HSBC and Citigroup on Friday suspended foreign exchange traders, as a global probe into possible currency market manipulation intensified.
Regulators from the US arrived in London this week, stepping up an investigation in which they are working with Britain’s financial watchdog to determine whether traders at some of the world’s biggest banks colluded to manipulate the US$5.3 trillion-a-day foreign exchange market.
The investigations center on senior traders’ communication of client positions via electronic chatrooms, which featured prominently also in a probe into the rigging of a key interest rate known as the London interbank offered rate, or LIBOR.
As the currency investigation ramps up, the banks themselves are scrutinizing their employees more closely and most are now carrying out internal investigations.
Sources said that Deutsche Bank suspended several traders in New York this week, while US regulators descended on Citigroup’s London offices.
A spokesman for HSBC confirmed the bank had suspended two forex traders in London, but declined further comment.
The two HSBC traders suspended are Serge Sarramegna and Edward Pinto, a person with direct knowledge of the situation said.
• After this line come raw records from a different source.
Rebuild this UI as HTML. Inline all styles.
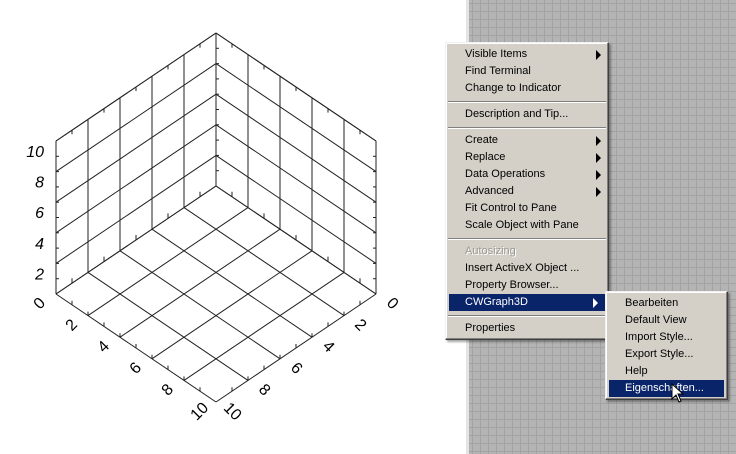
<!DOCTYPE html>
<html><head><meta charset="utf-8"><style>
body{margin:0;width:736px;height:454px;overflow:hidden;background:#fff;font-family:"Liberation Sans",sans-serif;position:relative}
#gray{position:absolute;left:469px;top:0;width:267px;height:454px;background-color:#b4b4b4;
background-image:linear-gradient(#a2a2a2 1px,transparent 1px),linear-gradient(90deg,#a2a2a2 1px,transparent 1px);background-size:8px 8px;background-position:3px 3px;border-left:3px solid #e4e4e4;margin-left:-3px}
.menu{position:absolute;background:#d4d0c8;border:1px solid;border-color:#f0f0f0 #404040 #404040 #f0f0f0;box-shadow:inset -1px -1px #808080,inset 1px 1px #fff,2px 2px 2px rgba(0,0,0,.35);font-size:11px;color:#000}
.it{height:17px;line-height:17px;padding-left:19px;position:relative;white-space:nowrap}
.sep{height:1px;background:#808080;border-bottom:1px solid #fff;margin:4px 2px 3px}
.hl{background:#0a246a;color:#fff}
.arr{position:absolute;right:7px;top:4px;width:0;height:0;border-left:5px solid currentColor;border-top:5px solid transparent;border-bottom:5px solid transparent}
.dis{color:#9c9a94;text-shadow:1px 1px #fff}
</style></head><body>
<svg id="plot" width="470" height="454" style="position:absolute;left:0;top:0"></svg>
<div id="gray"></div>
<div class="menu" style="left:445px;top:42px;width:162px;padding:3px 0 2px">
<div class="it">Visible Items<span class="arr"></span></div>
<div class="it">Find Terminal</div>
<div class="it">Change to Indicator</div>
<div class="sep"></div>
<div class="it">Description and Tip...</div>
<div class="sep"></div>
<div class="it">Create<span class="arr"></span></div>
<div class="it">Replace<span class="arr"></span></div>
<div class="it">Data Operations<span class="arr"></span></div>
<div class="it">Advanced<span class="arr"></span></div>
<div class="it">Fit Control to Pane</div>
<div class="it">Scale Object with Pane</div>
<div class="sep"></div>
<div class="it dis">Autosizing</div>
<div class="it">Insert ActiveX Object ...</div>
<div class="it">Property Browser...</div>
<div class="it hl" style="margin:0 3px;padding-left:16px">CWGraph3D<span class="arr"></span></div>
<div class="sep"></div>
<div class="it">Properties</div>
</div>
<div class="menu" style="left:605px;top:291px;width:121px;padding:3px 0 2px">
<div class="it">Bearbeiten</div>
<div class="it">Default View</div>
<div class="it">Import Style...</div>
<div class="it">Export Style...</div>
<div class="it">Help</div>
<div class="it hl" style="margin:0 3px;padding-left:16px">Eigenschaften...</div>
</div>
<svg width="14" height="22" style="position:absolute;left:671px;top:383px"><path d="M1 1 L1 16 L5 12 L8 19 L10 18 L7 11 L12 11 Z" fill="#fff" stroke="#000" stroke-width="1"/></svg>
<script>
var s=document.getElementById('plot'),h='';
var C=[216,186],L=[-160,108],R=[160,108],U=[0,-153];
function p(a,b,c){return [C[0]+a*L[0]+b*R[0]+c*U[0],C[1]+a*L[1]+b*R[1]+c*U[1]];}
function ln(P,Q,w){h+='<line x1="'+P[0]+'" y1="'+P[1]+'" x2="'+Q[0]+'" y2="'+Q[1]+'" stroke="#222" stroke-width="'+(w||1)+'"/>';}
for(var i=0;i<=5;i++){var t=i/5;
ln(p(t,0,0),p(t,0,1));ln(p(0,t,0),p(0,t,1));
ln(p(0,0,t),p(1,0,t));ln(p(0,0,t),p(0,1,t));
ln(p(t,0,0),p(t,1,0));ln(p(0,t,0),p(1,t,0));}
ln(p(1,0,1),p(0,0,1));ln(p(0,1,1),p(0,0,1));
for(var i=1;i<10;i++){var t=i/10;
var a=p(1,0,t);ln(a,[a[0]+3,a[1]]);var b=p(0,1,t);ln(b,[b[0]-3,b[1]]);var c=p(0,0,t);ln(c,[c[0]+3,c[1]]);
var d=p(t,0,1);ln(d,[d[0],d[1]+4]);var e=p(0,t,1);ln(e,[e[0],e[1]+4]);
var f=p(1,t,0);ln(f,[f[0],f[1]-4]);var g=p(t,1,0);ln(g,[g[0],g[1]-4]);
var k=p(t,0,0);ln(k,[k[0],k[1]-5]);var m=p(0,t,0);ln(m,[m[0],m[1]-5]);}
var zl=['2','4','6','8','10'];
for(var j=0;j<5;j++){var q=p(1,0,(j+1)/5);h+='<text x="'+(q[0]-12)+'" y="'+(q[1]+16)+'" font-size="16" font-style="italic" text-anchor="end" font-family="Liberation Sans">'+zl[j]+'</text>';}
for(var j=0;j<=5;j++){var v=String(j*2);
var q=p(1,j/5,0);h+='<text transform="translate('+(q[0]-16)+','+(q[1]+10)+') rotate(-45)" font-size="16" text-anchor="middle" dominant-baseline="middle" font-family="Liberation Sans">'+v+'</text>';
var r=p(j/5,1,0);h+='<text transform="translate('+(r[0]+16)+','+(r[1]+10)+') rotate(45)" font-size="16" text-anchor="middle" dominant-baseline="middle" font-family="Liberation Sans">'+v+'</text>';}
s.innerHTML=h;
</script>
</body></html>
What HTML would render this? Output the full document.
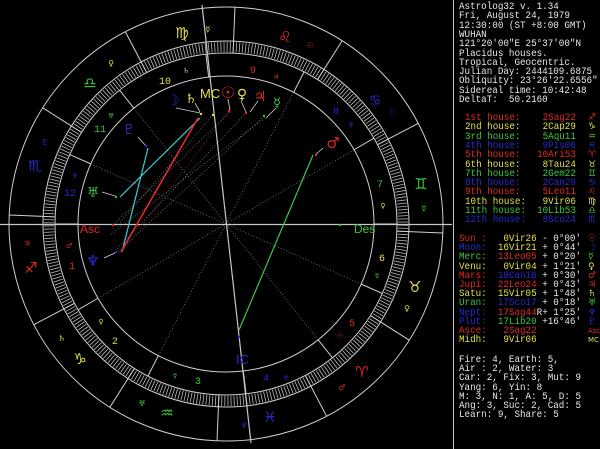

The two men could not immediately be reached by telephone or e-mail.
Their positions were not known, although Sarramegna has in the past been head of the G10 spot forex desk. Both are listed as active on the UK regulator’s register of financial services staff.
A Citigroup spokesman said two forex traders had been sent “on leave.” One trader works in London, and the other works in New York, two people with knowledge of the matter said.
Several traders at several banks have been suspended or sent on leave. Citi last week fired its head of European spot foreign exchange trading, Rohan Ramchandani, following a prolonged period on leave, one source with knowledge of the matter said.
Deutsche Bank, Citi and HSBC are three of the biggest players in the forex market.
Britain’s Financial Conduct Authority began a formal investigation into the currency market in October last year and the US Department of Justice is also investigating possible manipulation.
The FCA is focusing on around 15 banks, whom it has asked for — or required to provide — information about currency trading activities.